[Entries with page source code]
• • •

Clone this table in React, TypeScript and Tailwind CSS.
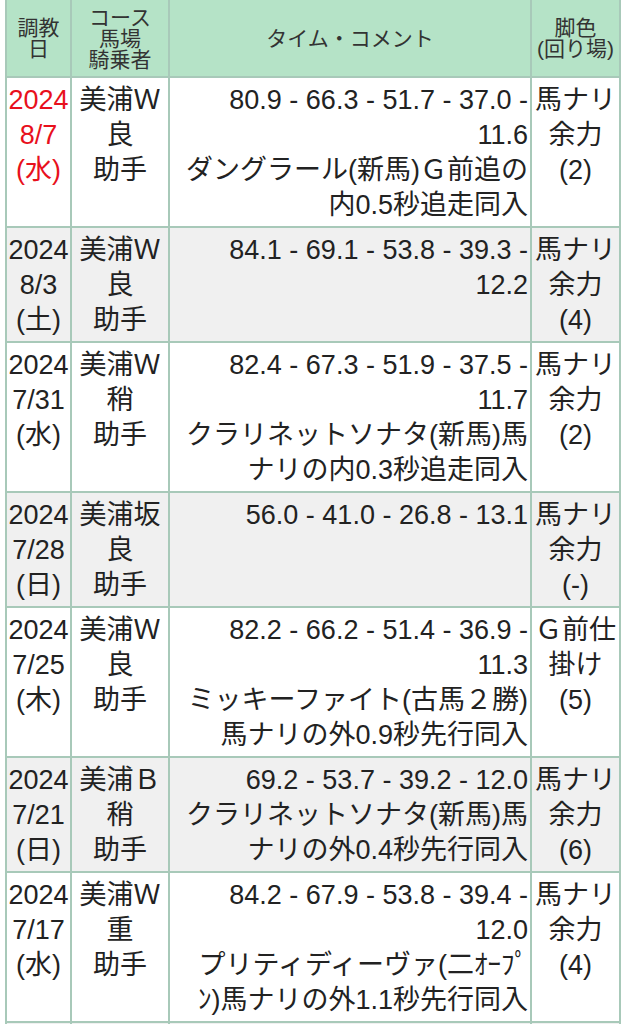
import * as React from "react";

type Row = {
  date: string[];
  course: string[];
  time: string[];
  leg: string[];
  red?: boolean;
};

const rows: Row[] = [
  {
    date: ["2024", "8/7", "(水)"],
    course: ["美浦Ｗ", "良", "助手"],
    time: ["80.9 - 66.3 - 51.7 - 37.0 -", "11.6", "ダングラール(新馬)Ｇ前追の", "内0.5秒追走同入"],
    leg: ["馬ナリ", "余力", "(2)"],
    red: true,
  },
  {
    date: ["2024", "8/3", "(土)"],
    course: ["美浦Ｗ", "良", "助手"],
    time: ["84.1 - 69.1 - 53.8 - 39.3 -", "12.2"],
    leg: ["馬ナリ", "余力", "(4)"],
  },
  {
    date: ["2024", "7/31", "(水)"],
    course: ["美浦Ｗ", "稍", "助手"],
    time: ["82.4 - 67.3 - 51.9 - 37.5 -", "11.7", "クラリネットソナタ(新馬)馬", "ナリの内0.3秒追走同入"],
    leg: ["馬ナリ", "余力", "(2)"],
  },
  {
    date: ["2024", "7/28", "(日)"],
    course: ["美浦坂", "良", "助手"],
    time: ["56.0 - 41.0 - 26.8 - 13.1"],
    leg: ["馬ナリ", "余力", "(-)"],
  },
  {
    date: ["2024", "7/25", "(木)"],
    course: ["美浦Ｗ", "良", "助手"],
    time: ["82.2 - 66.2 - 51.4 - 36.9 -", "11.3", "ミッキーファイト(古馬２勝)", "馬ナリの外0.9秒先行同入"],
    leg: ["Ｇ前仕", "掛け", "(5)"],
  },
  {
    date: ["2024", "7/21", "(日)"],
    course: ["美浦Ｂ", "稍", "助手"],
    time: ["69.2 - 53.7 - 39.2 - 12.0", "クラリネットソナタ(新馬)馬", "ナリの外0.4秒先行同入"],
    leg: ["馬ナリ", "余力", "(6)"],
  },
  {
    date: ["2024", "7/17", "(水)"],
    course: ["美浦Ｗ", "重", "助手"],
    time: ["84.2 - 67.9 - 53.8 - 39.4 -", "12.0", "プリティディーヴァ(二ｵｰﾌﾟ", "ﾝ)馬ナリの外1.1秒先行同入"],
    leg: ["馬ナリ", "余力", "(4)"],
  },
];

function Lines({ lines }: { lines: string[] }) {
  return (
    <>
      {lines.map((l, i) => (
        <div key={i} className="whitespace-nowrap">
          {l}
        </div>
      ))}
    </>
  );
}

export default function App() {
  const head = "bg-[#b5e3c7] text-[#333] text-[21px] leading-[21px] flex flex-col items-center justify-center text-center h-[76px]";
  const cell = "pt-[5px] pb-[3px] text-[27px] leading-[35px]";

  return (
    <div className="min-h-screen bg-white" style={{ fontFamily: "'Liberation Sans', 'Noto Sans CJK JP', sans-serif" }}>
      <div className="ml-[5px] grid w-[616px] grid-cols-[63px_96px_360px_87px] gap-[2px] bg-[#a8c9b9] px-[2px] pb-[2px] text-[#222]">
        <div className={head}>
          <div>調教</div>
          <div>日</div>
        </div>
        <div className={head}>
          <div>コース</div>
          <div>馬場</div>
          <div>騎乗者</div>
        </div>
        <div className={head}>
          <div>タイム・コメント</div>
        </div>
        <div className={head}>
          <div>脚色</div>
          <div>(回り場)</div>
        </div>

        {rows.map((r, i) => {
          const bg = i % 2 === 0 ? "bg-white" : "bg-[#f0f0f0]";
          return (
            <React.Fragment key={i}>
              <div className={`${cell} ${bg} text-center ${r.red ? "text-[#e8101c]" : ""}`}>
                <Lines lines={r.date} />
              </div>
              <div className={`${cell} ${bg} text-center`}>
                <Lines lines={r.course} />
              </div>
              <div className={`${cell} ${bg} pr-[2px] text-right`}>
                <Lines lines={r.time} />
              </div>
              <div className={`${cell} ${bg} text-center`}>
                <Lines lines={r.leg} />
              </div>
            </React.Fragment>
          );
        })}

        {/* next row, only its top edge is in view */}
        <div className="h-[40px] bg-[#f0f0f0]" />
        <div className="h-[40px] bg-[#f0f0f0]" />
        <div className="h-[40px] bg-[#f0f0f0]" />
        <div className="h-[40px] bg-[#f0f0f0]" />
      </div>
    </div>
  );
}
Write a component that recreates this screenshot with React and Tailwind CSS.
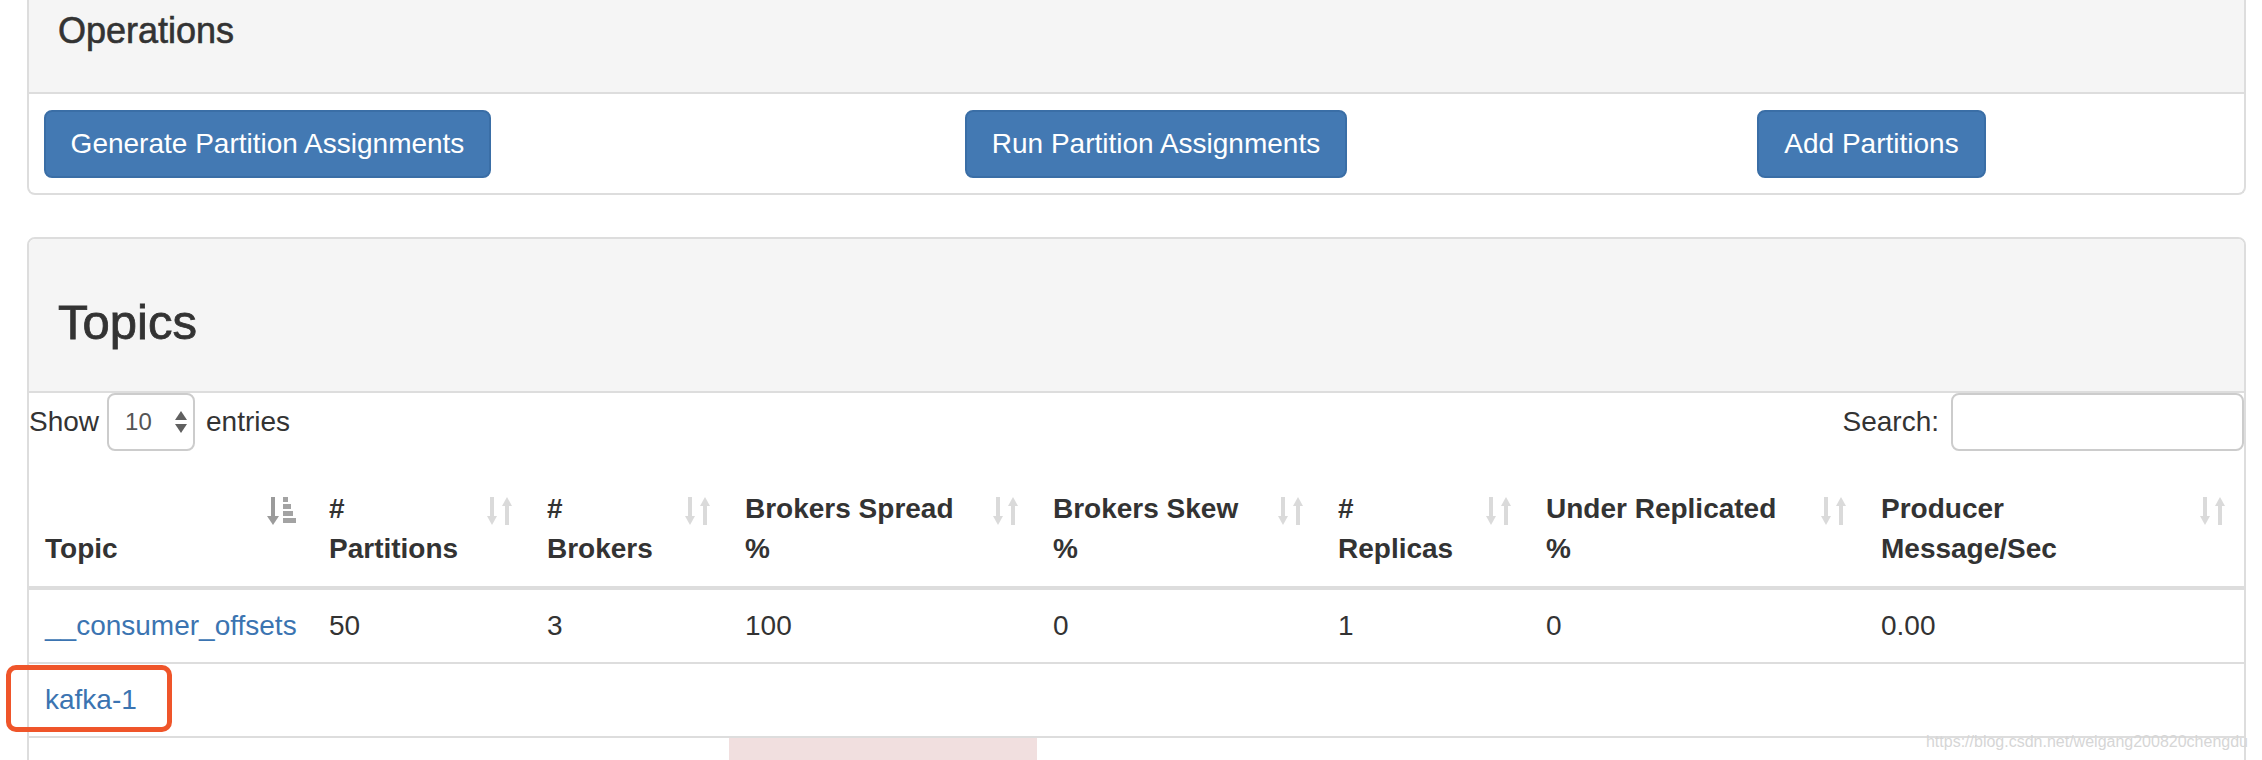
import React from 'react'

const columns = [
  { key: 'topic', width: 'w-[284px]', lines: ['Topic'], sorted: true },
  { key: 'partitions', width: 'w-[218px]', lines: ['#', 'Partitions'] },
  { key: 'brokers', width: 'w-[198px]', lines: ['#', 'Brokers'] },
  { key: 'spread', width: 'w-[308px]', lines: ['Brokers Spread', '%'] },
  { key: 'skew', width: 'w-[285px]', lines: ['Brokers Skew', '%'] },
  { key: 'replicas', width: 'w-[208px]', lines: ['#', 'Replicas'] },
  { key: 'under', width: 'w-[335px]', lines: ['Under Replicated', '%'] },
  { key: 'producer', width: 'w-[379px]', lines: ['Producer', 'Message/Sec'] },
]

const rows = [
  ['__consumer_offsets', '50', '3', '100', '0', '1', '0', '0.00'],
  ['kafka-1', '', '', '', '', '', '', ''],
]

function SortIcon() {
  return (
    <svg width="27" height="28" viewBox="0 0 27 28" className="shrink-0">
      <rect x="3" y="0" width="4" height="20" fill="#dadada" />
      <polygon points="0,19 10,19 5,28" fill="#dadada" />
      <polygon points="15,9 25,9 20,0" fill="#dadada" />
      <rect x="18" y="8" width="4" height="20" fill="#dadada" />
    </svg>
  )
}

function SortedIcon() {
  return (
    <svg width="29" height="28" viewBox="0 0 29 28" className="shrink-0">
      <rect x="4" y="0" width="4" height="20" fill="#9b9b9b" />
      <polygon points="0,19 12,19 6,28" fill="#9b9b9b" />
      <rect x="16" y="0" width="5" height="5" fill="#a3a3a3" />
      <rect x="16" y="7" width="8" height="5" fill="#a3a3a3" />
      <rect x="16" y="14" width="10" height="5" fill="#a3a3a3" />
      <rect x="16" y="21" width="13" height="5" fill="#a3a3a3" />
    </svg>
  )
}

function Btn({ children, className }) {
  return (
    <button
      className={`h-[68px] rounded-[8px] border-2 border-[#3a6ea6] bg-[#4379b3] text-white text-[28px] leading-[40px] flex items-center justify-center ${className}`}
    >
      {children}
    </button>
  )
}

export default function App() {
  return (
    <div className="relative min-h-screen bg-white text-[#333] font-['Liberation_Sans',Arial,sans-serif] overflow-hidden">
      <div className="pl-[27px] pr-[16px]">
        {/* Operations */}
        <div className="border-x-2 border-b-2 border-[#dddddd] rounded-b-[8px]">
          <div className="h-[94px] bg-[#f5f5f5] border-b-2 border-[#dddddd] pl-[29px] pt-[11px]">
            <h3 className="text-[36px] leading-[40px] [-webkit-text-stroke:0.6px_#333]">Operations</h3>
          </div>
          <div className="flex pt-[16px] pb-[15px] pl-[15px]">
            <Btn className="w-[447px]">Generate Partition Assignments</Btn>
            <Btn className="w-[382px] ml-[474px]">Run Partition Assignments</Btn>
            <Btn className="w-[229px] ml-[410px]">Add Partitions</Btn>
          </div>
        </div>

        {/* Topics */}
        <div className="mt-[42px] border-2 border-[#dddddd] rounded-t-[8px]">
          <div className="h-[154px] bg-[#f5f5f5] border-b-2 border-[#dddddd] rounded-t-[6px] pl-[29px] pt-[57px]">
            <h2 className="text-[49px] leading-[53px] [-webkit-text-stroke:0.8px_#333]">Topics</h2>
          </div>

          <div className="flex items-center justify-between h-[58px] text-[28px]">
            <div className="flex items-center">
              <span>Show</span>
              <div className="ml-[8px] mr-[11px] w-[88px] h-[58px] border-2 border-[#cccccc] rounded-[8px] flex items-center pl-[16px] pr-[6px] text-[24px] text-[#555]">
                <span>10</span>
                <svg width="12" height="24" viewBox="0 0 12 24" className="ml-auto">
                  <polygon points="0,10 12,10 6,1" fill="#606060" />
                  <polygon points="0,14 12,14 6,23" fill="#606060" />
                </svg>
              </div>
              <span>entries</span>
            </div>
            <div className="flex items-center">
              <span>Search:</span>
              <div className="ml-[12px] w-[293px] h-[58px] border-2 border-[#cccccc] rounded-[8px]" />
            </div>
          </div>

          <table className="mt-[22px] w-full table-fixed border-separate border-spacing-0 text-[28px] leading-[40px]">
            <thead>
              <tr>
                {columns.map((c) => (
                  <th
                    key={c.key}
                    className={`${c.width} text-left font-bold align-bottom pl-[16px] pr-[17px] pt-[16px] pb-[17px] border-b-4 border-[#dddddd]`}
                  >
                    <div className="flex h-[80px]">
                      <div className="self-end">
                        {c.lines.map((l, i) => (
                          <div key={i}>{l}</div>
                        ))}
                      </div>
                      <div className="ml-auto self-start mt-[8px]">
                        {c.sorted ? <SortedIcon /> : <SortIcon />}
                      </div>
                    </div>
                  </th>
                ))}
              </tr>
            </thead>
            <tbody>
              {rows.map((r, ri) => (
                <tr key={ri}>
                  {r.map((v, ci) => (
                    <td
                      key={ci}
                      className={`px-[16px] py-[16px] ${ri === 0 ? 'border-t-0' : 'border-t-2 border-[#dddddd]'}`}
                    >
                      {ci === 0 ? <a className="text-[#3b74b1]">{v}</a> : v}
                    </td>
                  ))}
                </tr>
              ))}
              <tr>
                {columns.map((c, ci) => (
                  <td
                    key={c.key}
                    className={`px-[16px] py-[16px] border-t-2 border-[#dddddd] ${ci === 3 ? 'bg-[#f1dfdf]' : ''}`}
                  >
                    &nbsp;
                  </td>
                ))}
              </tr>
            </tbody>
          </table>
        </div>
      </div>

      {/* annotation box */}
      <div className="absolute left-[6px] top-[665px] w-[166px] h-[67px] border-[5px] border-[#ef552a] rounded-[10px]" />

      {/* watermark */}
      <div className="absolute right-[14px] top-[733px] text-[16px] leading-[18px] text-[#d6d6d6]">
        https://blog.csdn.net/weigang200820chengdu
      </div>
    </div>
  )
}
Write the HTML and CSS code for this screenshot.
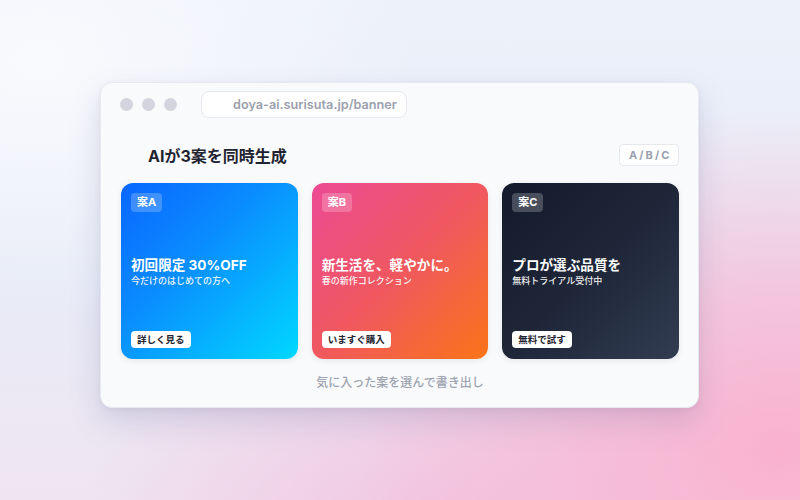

• • •

• JOB:
Copy every line of the listing where the word "Write" appears.

• REPLY:
Write a component that recreates this screenshot with React and Tailwind CSS.
Write the HTML and CSS code for this screenshot.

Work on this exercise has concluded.